The Magnificent Seven — the largest US technology companies by market capitalisation — lost more than US$800bn in value on Thursday as investors reacted sharply to President Donald Trump’s sweeping new tariff regime. It marked one of the worst trading sessions for megacap tech stocks since 2022.
Together, Apple, Amazon, Alphabet, Meta, Microsoft, Nvidia and Tesla saw a combined US$840bn wiped from their market caps. The sell-off was triggered by Trump’s announcement of wide-ranging tariffs late Wednesday, including steep levies of 34% on Chinese goods and 32% on imports from Taiwan — both key nodes in global tech supply chains.
Apple leads losses as China tariffs bite
Apple was the hardest hit, falling 9.25% — on track for its worst day in over five years. With around 90% of its hardware produced in China, the company is particularly vulnerable to the 34% tariff imposed on Chinese imports.
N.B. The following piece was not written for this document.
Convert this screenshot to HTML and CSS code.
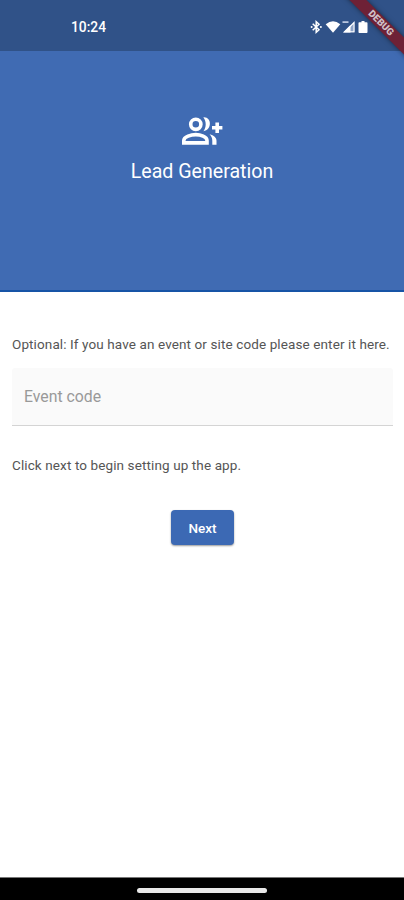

Analysts at JPMorgan estimated Apple would need to raise prices by 6% to offset the new tariff burden if no exemption is granted. Apple had previously been carved out of the 2018 tariff regime under Trump’s first administration, and analysts at Jefferies say another exemption could still be possible, especially after Apple pledged in February to invest over US$500bn in the US over the next four years.
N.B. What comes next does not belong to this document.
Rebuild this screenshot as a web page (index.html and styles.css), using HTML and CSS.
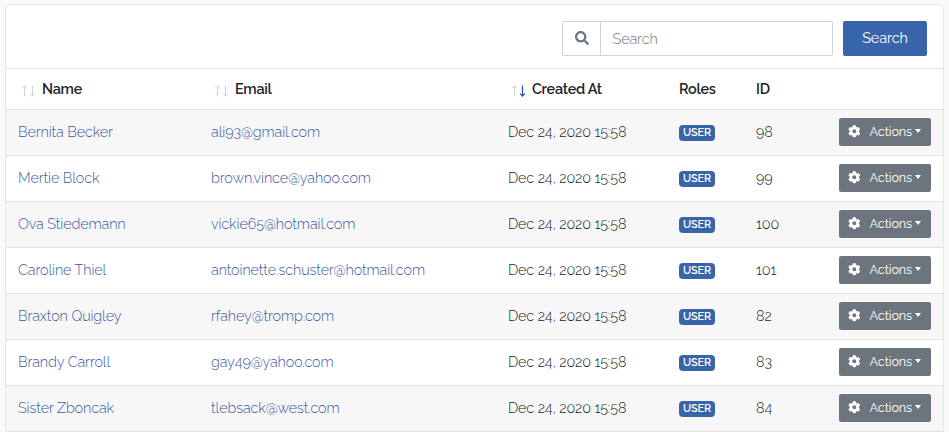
FILE: index.html
```
<!DOCTYPE html>
<html lang="en">
<head>
<meta charset="utf-8">
<title>Users</title>
<link rel="stylesheet" href="styles.css">
</head>
<body>
<svg class="sprite" aria-hidden="true">
  <symbol id="search" viewBox="0 0 512 512"><path d="M505 442.7L405.300 343c-4.500-4.500-10.600-7-17-7H372c27.600-35.300 44-79.700 44-128C416 93.100 322.900 0 208 0S0 93.100 0 208s93.100 208 208 208c48.300 0 92.700-16.400 128-44v16.300c0 6.400 2.500 12.500 7 17l99.700 99.700c9.400 9.400 24.600 9.400 33.900 0l28.300-28.300c9.400-9.400 9.400-24.600.1-34zM208 336c-70.700 0-128-57.200-128-128 0-70.700 57.200-128 128-128 70.700 0 128 57.200 128 128 0 70.700-57.200 128-128 128z"/></symbol>
  <symbol id="cog" viewBox="0 0 512 512"><path d="M487.400 315.700l-42.600-24.600c4.300-23.200 4.300-47 0-70.200l42.600-24.600c4.900-2.800 7.100-8.600 5.500-14-11.100-35.600-30-67.800-54.700-94.600-3.800-4.100-10-5.100-14.800-2.300L380.800 110c-17.900-15.400-38.500-27.300-60.800-35.100V25.800c0-5.600-3.900-10.500-9.400-11.700-36.700-8.200-74.300-7.800-109.200 0-5.500 1.200-9.400 6.100-9.400 11.700V75c-22.200 7.900-42.800 19.800-60.800 35.100L88.700 85.500c-4.900-2.800-11-1.900-14.800 2.300-24.700 26.700-43.600 58.900-54.700 94.600-1.700 5.400.6 11.200 5.500 14L67.300 221c-4.300 23.200-4.300 47 0 70.200l-42.600 24.600c-4.900 2.800-7.100 8.600-5.500 14 11.100 35.600 30 67.800 54.700 94.600 3.800 4.100 10 5.100 14.800 2.300l42.600-24.600c17.900 15.400 38.500 27.300 60.800 35.100v49.200c0 5.600 3.900 10.500 9.400 11.700 36.700 8.200 74.300 7.800 109.200 0 5.500-1.200 9.400-6.100 9.400-11.700v-49.200c22.200-7.900 42.800-19.800 60.800-35.100l42.600 24.600c4.900 2.800 11 1.900 14.800-2.300 24.700-26.700 43.600-58.900 54.700-94.600 1.500-5.500-.7-11.300-5.600-14.100zM256 336c-44.100 0-80-35.900-80-80s35.900-80 80-80 80 35.900 80 80-35.900 80-80 80z"/></symbol>
  <symbol id="up" viewBox="0 0 7 12"><path d="M3.500 11.500V1.500M1 3.400L3.500 1l2.500 2.400"/></symbol>
  <symbol id="down" viewBox="0 0 7 12"><path d="M3.500.5v10M1 8.600L3.500 11l2.500-2.400"/></symbol>
</svg>
<main class="card">
  <form class="toolbar">
    <div class="field">
      <span class="addon"><svg><use href="#search"/></svg></span>
      <input type="text" placeholder="Search" aria-label="Search">
    </div>
    <button class="submit" type="button">Search</button>
  </form>
  <table>
    <colgroup><col class="c-name"><col class="c-email"><col class="c-date"><col class="c-role"><col class="c-id"><col></colgroup>
    <thead><tr>
      <th><span class="sort"><svg><use href="#up"/></svg><svg><use href="#down"/></svg></span>Name</th>
      <th><span class="sort"><svg><use href="#up"/></svg><svg><use href="#down"/></svg></span>Email</th>
      <th><span class="sort"><svg><use href="#up"/></svg><svg class="on"><use href="#down"/></svg></span>Created At</th>
      <th>Roles</th><th>ID</th><th></th>
    </tr></thead>
    <tbody>
      <tr><td><a>Bernita Becker</a></td><td><a>ali93@gmail.com</a></td><td class="date">Dec 24, 2020 15:58</td><td><span class="badge">USER</span></td><td class="id">98</td><td class="act"><button><svg><use href="#cog"/></svg>Actions</button></td></tr>
      <tr><td><a>Mertie Block</a></td><td><a>brown.vince@yahoo.com</a></td><td class="date">Dec 24, 2020 15:58</td><td><span class="badge">USER</span></td><td class="id">99</td><td class="act"><button><svg><use href="#cog"/></svg>Actions</button></td></tr>
      <tr><td><a>Ova Stiedemann</a></td><td><a>vickie65@hotmail.com</a></td><td class="date">Dec 24, 2020 15:58</td><td><span class="badge">USER</span></td><td class="id">100</td><td class="act"><button><svg><use href="#cog"/></svg>Actions</button></td></tr>
      <tr><td><a>Caroline Thiel</a></td><td><a>antoinette.schuster@hotmail.com</a></td><td class="date">Dec 24, 2020 15:58</td><td><span class="badge">USER</span></td><td class="id">101</td><td class="act"><button><svg><use href="#cog"/></svg>Actions</button></td></tr>
      <tr><td><a>Braxton Quigley</a></td><td><a>rfahey@tromp.com</a></td><td class="date">Dec 24, 2020 15:58</td><td><span class="badge">USER</span></td><td class="id">82</td><td class="act"><button><svg><use href="#cog"/></svg>Actions</button></td></tr>
      <tr><td><a>Brandy Carroll</a></td><td><a>gay49@yahoo.com</a></td><td class="date">Dec 24, 2020 15:58</td><td><span class="badge">USER</span></td><td class="id">83</td><td class="act"><button><svg><use href="#cog"/></svg>Actions</button></td></tr>
      <tr class="last"><td><a>Sister Zboncak</a></td><td><a>tlebsack@west.com</a></td><td class="date">Dec 24, 2020 15:58</td><td><span class="badge">USER</span></td><td class="id">84</td><td class="act"><button><svg><use href="#cog"/></svg>Actions</button></td></tr>
    </tbody>
  </table>
</main>
</body>
</html>
```
FILE: styles.css
```
* { box-sizing: border-box; }
body {
  margin: 0;
  padding: 4px 5px 0;
  height: 432px;
  overflow: hidden;
  background: #f8fafc;
  color: #212529;
  font-family: Raleway, Lato, "Open Sans", sans-serif;
  font-size: 14.4px;
  font-weight: 300;
  line-height: 23px;
}
.sprite { display: none; }
button, input { font: inherit; }
.card {
  width: 939px;
  height: 440px;
  background: #fff;
  border: 1px solid #e4e7ea;
  border-radius: 4px;
}
.toolbar {
  display: flex;
  justify-content: flex-end;
  gap: 10px;
  height: 63px;
  padding: 16px 16px 0;
}
.field {
  display: flex;
  width: 271px;
  height: 35px;
  border: 1px solid #ced4da;
  border-radius: 2px;
}
.addon {
  display: flex;
  align-items: center;
  justify-content: center;
  width: 38px;
  padding-bottom: 1px;
  border-right: 1px solid #ced4da;
}
.addon svg { width: 14px; height: 14px; fill: #6c757d; }
.field input {
  flex: 1;
  min-width: 0;
  padding: 0 11.5px;
  border: 0;
  background: none;
  letter-spacing: -.08px;
}
.field input::placeholder { color: #6c757d; opacity: 1; }
.submit {
  width: 84px;
  height: 35px;
  padding: 0 0 2px;
  border: 0;
  border-radius: 2px;
  background: #3864a9;
  color: #fff;
  font-weight: 400;
  letter-spacing: -.1px;
}
table {
  width: 937px;
  table-layout: fixed;
  border-collapse: separate;
  border-spacing: 0;
}
.c-name { width: 193px; }
.c-email { width: 297px; }
.c-date { width: 171px; }
.c-role { width: 77px; }
.c-id { width: 83px; }
th, td { border-top: 1px solid #dee2e6; text-align: left; white-space: nowrap; }
th { height: 41px; padding: 0 12px 1px; font-weight: 600; letter-spacing: -.25px; }
td { height: 46px; padding: 0 12px 2px; letter-spacing: -.1px; }
.date { letter-spacing: -.14px; }
.last td { height: 47px; border-bottom: 1px solid #dee2e6; }
tbody tr:nth-child(odd) { background: #f7f7f7; }
a { color: #3a5a9f; }
.sort { display: inline-flex; gap: 1px; margin: 0 6.5px 0 2.500px; vertical-align: -3px; }
.sort svg { width: 7px; height: 12px; fill: none; stroke: #cfd1d3; }
.sort .on { stroke: #3058a0; stroke-width: 1.3; }
.badge {
  display: block;
  width: 36px;
  height: 16px;
  margin-top: 2px;
  border-radius: 4px;
  background: #3864a9;
  color: #fff;
  font-size: 10.8px;
  font-weight: 600;
  line-height: 16px;
  text-align: center;
  letter-spacing: -.1px;
}
td.act { padding: 0 12px 2px 0; text-align: right; }
.act button {
  display: inline-flex;
  align-items: center;
  width: 92px;
  height: 28px;
  margin: 0;
  padding: 0 9px;
  border: 0;
  border-radius: 2px;
  background: #6c757d;
  color: #fff;
  font-size: 12.6px;
  font-weight: 400;
  line-height: 19px;
  letter-spacing: -.1px;
  vertical-align: middle;
}
.act svg { flex: none; width: 12.6px; height: 12.6px; margin-right: 9px; fill: #fff; }
.act button::after {
  content: "";
  flex: none;
  margin: -2px 0 0 3px;
  border: 3.5px solid transparent;
  border-top: 4px solid #fff;
  border-bottom: 0;
}
```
Amazon hit by end of de minimis rule
Amazon dropped 8.98% by the end of the day after Trump signed an executive order to close the “de minimis” loophole, which previously allowed direct-to-consumer shipments valued under US$800 to enter the US duty-free. Starting 2 May, these imports — often used by retailers like Shein and Temu — will face duties of US$25 to US$50 per item, a change that could squeeze margins and logistics operations.
Nvidia, Meta and Tesla also sink
Nvidia — a poster child of the AI boom — has sunk 7.81%. The company relies heavily on Taiwanese supply chains, which are now facing a 32% US import tariff. Meta has fallen 8.96%, while Tesla dropped 6.9% following both the tariff news and weaker-than-expected Q1 sales, but closed the day 5.47% lower. Alphabet and Microsoft lost 3.92% and 2.36% respectively.
Microsoft also faced additional pressure after reports it would scale back some of its global data centre expansion plans.
Policy fallout
Dan Ives, a prominent tech analyst at Wedbush, described Trump’s tariff rollout as “worse than the worst case scenario,” warning that a lack of exemptions or revisions could bring “self-inflicted economic Armageddon” for the US tech sector.
White House officials have downplayed the link between Trump’s tariffs and market turmoil. Treasury Secretary Scott Bessent suggested the losses were due to “poor performance from technology companies” following the launch of an advanced AI model from Chinese startup DeepSeek earlier this year.
“That’s a Mag 7 problem, not a MAGA problem,” Bessent said on Bloomberg TV, referring to the Magnificent Seven.
What’s next?
The new baseline tariff of 10% on all imports is scheduled to begin on 5 April, with the additional country-specific reciprocal tariffs — including the 34% on China and 32% on Taiwan — coming into effect on 9 April.
The Roundhill Magnificent Seven ETF (MAGS), which tracks the group, lost over 10% in March. All seven companies are now trading lower for the year.